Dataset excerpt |
-- BEGIN --

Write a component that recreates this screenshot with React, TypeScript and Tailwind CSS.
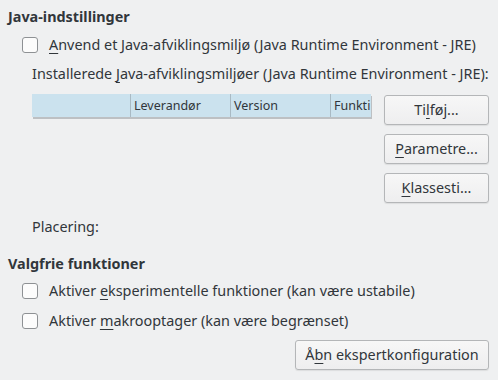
import React from "react";

const U = ({ children }: { children: React.ReactNode }) => (
  <span className="underline decoration-1 underline-offset-[3px]">{children}</span>
);

const Check = ({ children }: { children: React.ReactNode }) => (
  <div className="flex items-center h-[16px] ml-[14px]">
    <div className="w-[16px] h-[16px] rounded-[3px] border border-[#8e9194] bg-[#fcfcfc] shrink-0" />
    <div className="ml-[11px] leading-[18px] whitespace-nowrap">{children}</div>
  </div>
);

const Btn = ({ children, className = "" }: { children: React.ReactNode; className?: string }) => (
  <div
    className={
      "h-[30px] rounded-[3px] border border-[#b4b6b8] bg-gradient-to-b from-[#f7f7f7] to-[#eeeeef] shadow-[0_1px_1px_rgba(0,0,0,0.08)] flex items-center justify-center leading-[18px] whitespace-nowrap " +
      className
    }
  >
    {children}
  </div>
);

export default function App() {
  return (
    <div
      className="w-[498px] h-[380px] bg-[#eff0f1] text-[#31363b] text-[14.4px] overflow-hidden pl-[8px] pr-[9px] pt-[8px]"
      style={{ fontFamily: '"Noto Sans", "Open Sans", sans-serif' }}
    >
      <div className="font-bold leading-[18px]">Java-indstillinger</div>
      <div className="mt-[11px]">
        <Check>
          <U>A</U>nvend et Java-afviklingsmiljø (Java Runtime Environment - JRE)
        </Check>
      </div>
      <div className="mt-[12px] ml-[24px] leading-[18px] whitespace-nowrap">
        Installerede <U>J</U>ava-afviklingsmiljøer (Java Runtime Environment - JRE):
      </div>
      <div className="flex items-start mt-[11px] ml-[24px]">
        <div className="w-[339px] h-[23px] bg-[#cbe2ee] shadow-[1px_2px_0_#bdc0c3] flex overflow-hidden text-[12.5px]">
          <div className="w-[99px] shrink-0 border-r border-[#a9bac4]" />
          <div className="w-[100px] shrink-0 border-r border-[#a9bac4] pl-[3px] leading-[23px]">Leverandør</div>
          <div className="w-[100px] shrink-0 border-r border-[#a9bac4] pl-[3px] leading-[23px]">Version</div>
          <div className="pl-[3px] leading-[23px] whitespace-nowrap">Funkti</div>
        </div>
        <div className="ml-auto w-[105px] mt-[1px] flex flex-col gap-[9px]">
          <Btn>
            Ti<U>l</U>føj...
          </Btn>
          <Btn>
            <U>P</U>arametre...
          </Btn>
          <Btn>
            <U>K</U>lassesti...
          </Btn>
        </div>
      </div>
      <div className="mt-[15px] ml-[24px] leading-[18px]">Placering:</div>
      <div className="mt-[19px] font-bold leading-[18px]">Valgfrie funktioner</div>
      <div className="mt-[10px]">
        <Check>
          Aktiver <U>e</U>ksperimentelle funktioner (kan være ustabile)
        </Check>
      </div>
      <div className="mt-[14px]">
        <Check>
          Aktiver <U>m</U>akrooptager (kan være begrænset)
        </Check>
      </div>
      <div className="flex justify-end mt-[11px]">
        <Btn className="w-[194px]">
          Å<U>b</U>n ekspertkonfiguration
        </Btn>
      </div>
    </div>
  );
}
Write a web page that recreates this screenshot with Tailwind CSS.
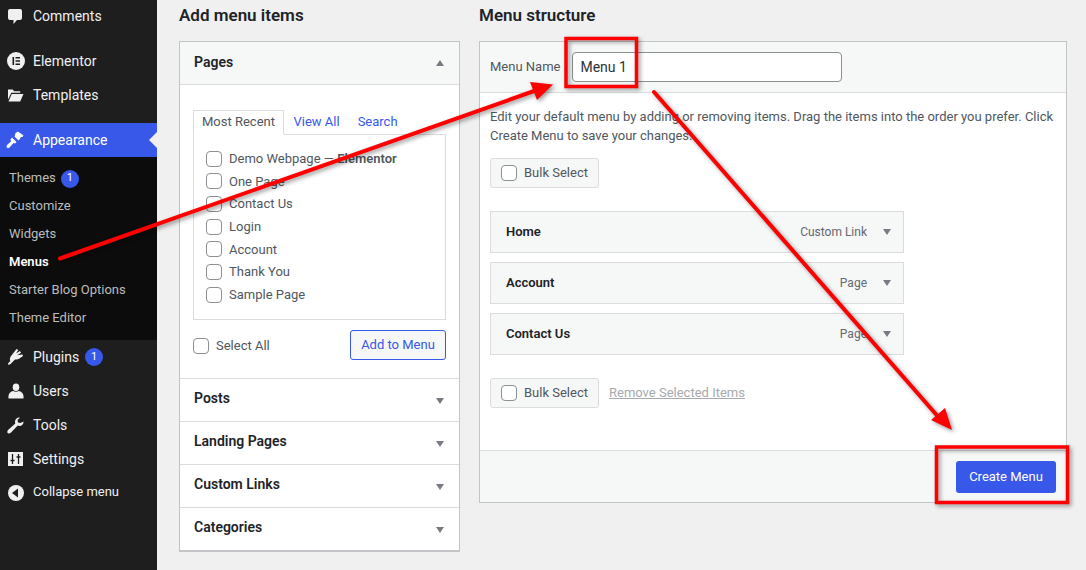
<!DOCTYPE html>
<html lang="en">
<head>
<meta charset="utf-8">
<title>Menus</title>
<script src="https://cdn.jsdelivr.net/npm/@tailwindcss/browser@4"></script>
</head>
<body class="m-0 bg-[#f0f0f1] overflow-hidden font-['Roboto',sans-serif] text-[13px] text-[#50575e]">
<div class="relative flex w-[1086px] h-[570px] overflow-hidden">

  <!-- Sidebar -->
  <aside class="w-[157px] h-[570px] shrink-0 bg-[#1e1e1e] text-[#f0f0f1] text-[14px]">
    <nav class="-mt-px flex flex-col">
      <a class="h-[34px] flex items-center">
        <span class="w-[33px] flex justify-center"><svg class="w-[20px] h-[20px] -ml-[3px]" viewBox="0 0 20 20" fill="#f0f0f1"><path d="M5 3h10a2 2 0 0 1 2 2v7a2 2 0 0 1-2 2h-3l-3.500 4v-4H5a2 2 0 0 1-2-2V5a2 2 0 0 1 2-2z"/></svg></span>Comments
      </a>
      <div class="h-[11px]"></div>
      <a class="h-[34px] flex items-center">
        <span class="w-[33px] flex justify-center"><svg class="w-[18px] h-[18px] -ml-[2px]" viewBox="0 0 18 18"><circle cx="9" cy="9" r="9" fill="#f0f0f1"/><path fill="#1e1e1e" d="M5.500 5h1.600v8H5.500zM8.500 5H13v1.600H8.500zM8.500 8.200H13v1.600H8.500zM8.500 11.400H13V13H8.500z"/></svg></span>Elementor
      </a>
      <a class="h-[34px] flex items-center">
        <span class="w-[33px] flex justify-center"><svg class="w-[17px] h-[15px] -ml-[3px]" viewBox="0 0 18 16" fill="#f0f0f1"><path d="M1 1.500h5l1.500 2H14V5H4.500L1.500 11.500H1zM5 6.500h12.500L14 14.500H1.500z"/></svg></span>Templates
      </a>
      <div class="h-[11px]"></div>
      <a class="relative h-[34px] flex items-center bg-[#3858e9] text-white">
        <span class="w-[33px] flex justify-center"><svg class="w-[20px] h-[20px] -ml-[3px]" viewBox="0 0 20 20" fill="#fff"><path d="M10.500 3l2.500-1.500 5.500 4-1 1.500-1.500 0-1.500 2.500-1 1-4-4 .5-1.500zM7 7.500l4.500 4.500-1.500 1.500-1.500-.5-4 4.500c-1 1-3 .5-3-1 0-.7.300-1.200.800-1.700L6 11.500 5.500 9.500z"/></svg></span>Appearance
        <span class="absolute right-0 top-[9px] w-0 h-0 border-y-[8px] border-y-transparent border-r-[8px] border-r-[#f0f0f1]"></span>
      </a>
      <div class="bg-[#0c0c0c] h-[183px] pt-[7px] pb-[8px] text-[13px] text-[#bcbcbc]">
        <a class="h-[28px] pl-[9px] flex items-center">Themes<span class="ml-[5px] mt-[1px] w-[18px] h-[18px] rounded-full bg-[#3858e9] text-white text-[11px] flex items-center justify-center">1</span></a>
        <a class="h-[28px] pl-[9px] flex items-center">Customize</a>
        <a class="h-[28px] pl-[9px] flex items-center">Widgets</a>
        <a class="h-[28px] pl-[9px] flex items-center text-white font-semibold">Menus</a>
        <a class="h-[28px] pl-[9px] flex items-center">Starter Blog Options</a>
        <a class="h-[28px] pl-[9px] flex items-center">Theme Editor</a>
      </div>
      <a class="h-[34px] flex items-center">
        <span class="w-[33px] flex justify-center"><svg class="w-[18px] h-[18px] -ml-[2px]" viewBox="0 0 18 18" fill="#f0f0f1"><path d="M9.500 1l1.800 1-2.300 3.500L13 3l1 1.800-3.800 2.400 5.300-.7.500 1.500-3.500 2.500c-1.500 1-3 1.400-4.500.9L3.500 16 1.500 17l-.5-1.500 2.300-2.500c-.6-1.500-.5-3 .4-4.500z"/></svg></span>Plugins<span class="ml-[6px] w-[18px] h-[18px] rounded-full bg-[#3858e9] text-white text-[11px] flex items-center justify-center">1</span>
      </a>
      <a class="h-[34px] flex items-center">
        <span class="w-[33px] flex justify-center"><svg class="w-[16px] h-[16px] -ml-[2px]" viewBox="0 0 16 17" fill="#f0f0f1"><ellipse cx="8" cy="4.500" rx="3.500" ry="4"/><path d="M0 14c0-3 2.500-5 5-5.500 1.500 1 4.500 1 6 0 2.500.5 5 2.500 5 5.500v2.500H0z"/></svg></span>Users
      </a>
      <a class="h-[34px] flex items-center">
        <span class="w-[17px] h-[17px] ml-[7px] mr-[9px] block"><svg class="w-[17px] h-[17px]" viewBox="0 0 17 17" fill="#f0f0f1"><path d="M16.500 4.500c.3 2-1.500 4.500-4 4.500-.6 0-1.200-.1-1.700-.4L4 15.500c-1 1-2.500 1.500-3.300.6-.8-.9-.4-2.300.6-3.300l7-6.300C8 5.900 8 5.300 8 4.500 8 2 10.500 0 13 .5l-2.500 2.500.5 2.500 2.500.5z"/></svg></span>Tools
      </a>
      <a class="h-[34px] flex items-center">
        <span class="w-[33px] flex justify-center"><svg class="w-[15px] h-[14px] -ml-[2px]" viewBox="0 0 15 14"><rect width="15" height="14" fill="#f0f0f1"/><path fill="none" stroke="#1e1e1e" stroke-width="1.300" d="M4.500 2v10M2.500 8.500h4M10.500 2v10M8.500 5h4"/></svg></span>Settings
      </a>
      <a class="h-[33px] flex items-center text-[13px]">
        <span class="w-[33px] flex justify-center"><svg class="w-[16px] h-[16px] -ml-[2px] mt-[1px]" viewBox="0 0 16 16"><circle cx="8" cy="8" r="8" fill="#f0f0f1"/><path fill="#1e1e1e" d="M10 3.500v9L4 8z"/></svg></span><span class="-mt-[1px]">Collapse menu</span>
      </a>
    </nav>
  </aside>

  <!-- Main -->
  <main class="ml-[22px] flex gap-[19px] items-start">
    <!-- Left column -->
    <section class="w-[281px]">
      <h2 class="h-[32px] mb-[9px] flex items-center text-[17px] font-semibold text-[#1d2327]">Add menu items</h2>
      <div class="border border-[#c3c4c7] border-b-2 bg-white h-[511px] flex flex-col">
        <div class="h-[43px] shrink-0 bg-[#f6f7f7] border-b border-[#dcdcde] flex items-center justify-between pl-[14px] pr-[15px] text-[14px] font-semibold text-[#1d2327]">
          <span class="-mt-[2px]">Pages</span>
          <span class="w-0 h-0 border-x-[4px] border-x-transparent border-b-[6px] border-b-[#787c82]"></span>
        </div>
        <div class="h-[293px] shrink-0 px-[13px] pt-[25px]">
          <div class="flex h-[25px] items-end relative z-10">
            <span class="w-[91px] h-[25px] pb-[2px] border border-[#dcdcde] border-b-white bg-white flex items-center justify-center text-[#50575e]">Most Recent</span>
            <a class="ml-[9.500px] h-[24px] pb-[2px] flex items-center text-[#3858e9]">View All</a>
            <a class="ml-[18px] h-[24px] pb-[2px] flex items-center text-[#3858e9]">Search</a>
          </div>
          <div class="-mt-px w-[253px] h-[186px] border border-[#dcdcde] pt-[12.300px] pl-[12px]">
            <label class="h-[22.700px] flex items-center gap-[7px]"><span class="w-[16px] h-[16px] rounded-[4px] border border-[#8c8f94] bg-white"></span><span>Demo Webpage — <b class="font-semibold">Elementor</b></span></label>
            <label class="h-[22.700px] flex items-center gap-[7px]"><span class="w-[16px] h-[16px] rounded-[4px] border border-[#8c8f94] bg-white"></span>One Page</label>
            <label class="h-[22.700px] flex items-center gap-[7px]"><span class="w-[16px] h-[16px] rounded-[4px] border border-[#8c8f94] bg-white"></span>Contact Us</label>
            <label class="h-[22.700px] flex items-center gap-[7px]"><span class="w-[16px] h-[16px] rounded-[4px] border border-[#8c8f94] bg-white"></span>Login</label>
            <label class="h-[22.700px] flex items-center gap-[7px]"><span class="w-[16px] h-[16px] rounded-[4px] border border-[#8c8f94] bg-white"></span>Account</label>
            <label class="h-[22.700px] flex items-center gap-[7px]"><span class="w-[16px] h-[16px] rounded-[4px] border border-[#8c8f94] bg-white"></span>Thank You</label>
            <label class="h-[22.700px] flex items-center gap-[7px]"><span class="w-[16px] h-[16px] rounded-[4px] border border-[#8c8f94] bg-white"></span>Sample Page</label>
          </div>
          <div class="w-[253px] mt-[10px] flex items-center justify-between">
            <label class="flex items-center gap-[7px] mt-[1px]"><span class="w-[16px] h-[16px] rounded-[4px] border border-[#8c8f94] bg-white"></span>Select All</label>
            <button class="w-[96px] h-[30px] rounded-[3px] border border-[#3858e9] bg-[#f6f7f7] text-[#3858e9] text-[13px]">Add to Menu</button>
          </div>
        </div>
        <div class="h-[43px] shrink-0 border-t border-[#dcdcde] flex items-center justify-between pl-[14px] pr-[15px] text-[14px] font-semibold text-[#1d2327]"><span class="-mt-[3px]">Posts</span><span class="mt-[1px] w-0 h-0 border-x-[4px] border-x-transparent border-t-[6px] border-t-[#787c82]"></span></div>
        <div class="h-[43px] shrink-0 border-t border-[#dcdcde] flex items-center justify-between pl-[14px] pr-[15px] text-[14px] font-semibold text-[#1d2327]"><span class="-mt-[3px]">Landing Pages</span><span class="mt-[1px] w-0 h-0 border-x-[4px] border-x-transparent border-t-[6px] border-t-[#787c82]"></span></div>
        <div class="h-[43px] shrink-0 border-t border-[#dcdcde] flex items-center justify-between pl-[14px] pr-[15px] text-[14px] font-semibold text-[#1d2327]"><span class="-mt-[3px]">Custom Links</span><span class="mt-[1px] w-0 h-0 border-x-[4px] border-x-transparent border-t-[6px] border-t-[#787c82]"></span></div>
        <div class="h-[43px] shrink-0 border-t border-[#dcdcde] flex items-center justify-between pl-[14px] pr-[15px] text-[14px] font-semibold text-[#1d2327]"><span class="-mt-[3px]">Categories</span><span class="mt-[1px] w-0 h-0 border-x-[4px] border-x-transparent border-t-[6px] border-t-[#787c82]"></span></div>
      </div>
    </section>

    <!-- Right column -->
    <section class="w-[588px]">
      <h2 class="h-[32px] mb-[9px] flex items-center text-[17px] font-semibold text-[#1d2327]">Menu structure</h2>
      <div class="border border-[#c3c4c7] bg-white h-[462px] flex flex-col">
        <div class="h-[51px] shrink-0 bg-[#f6f7f7] border-b border-[#dcdcde] flex items-center pl-[10px]">
          <span>Menu Name</span>
          <input value="Menu 1" class="ml-[12px] w-[270px] h-[30px] rounded-[4px] border border-[#8c8f94] bg-white px-[7px] text-[14px] text-[#2c3338]">
        </div>
        <div class="flex-1 pl-[10px] pr-[10px] pt-[14px]">
          <p class="leading-[19px] w-[570px]">Edit your default menu by adding or removing items. Drag the items into the order you prefer. Click Create Menu to save your changes.</p>
          <div class="mt-[13px] w-[109px] h-[30px] rounded-[3px] border border-[#dcdcde] bg-[#f6f7f7] flex items-center pl-[10px] gap-[7px]"><span class="w-[16px] h-[16px] rounded-[4px] border border-[#8c8f94] bg-white"></span>Bulk Select</div>
          <ul class="mt-[23px] w-[414px] flex flex-col gap-[9px]">
            <li class="h-[42px] bg-[#f6f7f7] border border-[#dcdcde] flex items-center pl-[15px] pr-[12px] font-semibold text-[#1d2327]"><span class="flex-1">Home</span><span class="font-normal text-[12px] text-[#646970] mr-[16px]">Custom Link</span><span class="w-0 h-0 border-x-[4px] border-x-transparent border-t-[6px] border-t-[#787c82]"></span></li>
            <li class="h-[42px] bg-[#f6f7f7] border border-[#dcdcde] flex items-center pl-[15px] pr-[12px] font-semibold text-[#1d2327]"><span class="flex-1">Account</span><span class="font-normal text-[12px] text-[#646970] mr-[16px]">Page</span><span class="w-0 h-0 border-x-[4px] border-x-transparent border-t-[6px] border-t-[#787c82]"></span></li>
            <li class="h-[42px] bg-[#f6f7f7] border border-[#dcdcde] flex items-center pl-[15px] pr-[12px] font-semibold text-[#1d2327]"><span class="flex-1">Contact Us</span><span class="font-normal text-[12px] text-[#646970] mr-[16px]">Page</span><span class="w-0 h-0 border-x-[4px] border-x-transparent border-t-[6px] border-t-[#787c82]"></span></li>
          </ul>
          <div class="mt-[23px] flex items-center">
            <div class="w-[109px] h-[30px] rounded-[3px] border border-[#dcdcde] bg-[#f6f7f7] flex items-center pl-[10px] gap-[7px]"><span class="w-[16px] h-[16px] rounded-[4px] border border-[#8c8f94] bg-white"></span>Bulk Select</div>
            <a class="ml-[10px] underline text-[#a7aaad]">Remove Selected Items</a>
          </div>
        </div>
        <div class="h-[52px] shrink-0 bg-[#f6f7f7] border-t border-[#dcdcde] flex items-center justify-end pr-[10px]">
          <button class="w-[100px] h-[32px] rounded-[3px] bg-[#3858e9] text-white text-[13px]">Create Menu</button>
        </div>
      </div>
    </section>
  </main>

  <!-- Red annotations -->
  <svg class="absolute left-0 top-0 w-[1086px] h-[570px] pointer-events-none drop-shadow-[2px_2px_2px_rgba(0,0,0,0.4)]" viewBox="0 0 1086 570">
    <g fill="none" stroke="#ff0000">
      <rect x="566" y="38.500" width="70.500" height="48" stroke-width="3.500"/>
      <rect x="936.500" y="447" width="131" height="55.500" stroke-width="3.500"/>
      <path stroke-width="4" stroke-linecap="round" d="M60 258.500L537 90"/>
      <path stroke-width="4" stroke-linecap="round" d="M654 92L941 420"/>
    </g>
    <path fill="#ff0000" d="M530 82L553 84.500 537 100zM945 408L952 430 931 420z"/>
  </svg>
</div>
</body>
</html>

-- END --

Set exercise | Copy out exactly the material that runs from the line with "Write a web" to the line with "flex w-[1086px] h-[570px]", ends included, and leave the pictures behind.

Answer |
Write a web page that recreates this screenshot with Tailwind CSS.
<!DOCTYPE html>
<html lang="en">
<head>
<meta charset="utf-8">
<title>Menus</title>
<script src="https://cdn.jsdelivr.net/npm/@tailwindcss/browser@4"></script>
</head>
<body class="m-0 bg-[#f0f0f1] overflow-hidden font-['Roboto',sans-serif] text-[13px] text-[#50575e]">
<div class="relative flex w-[1086px] h-[570px] overflow-hidden">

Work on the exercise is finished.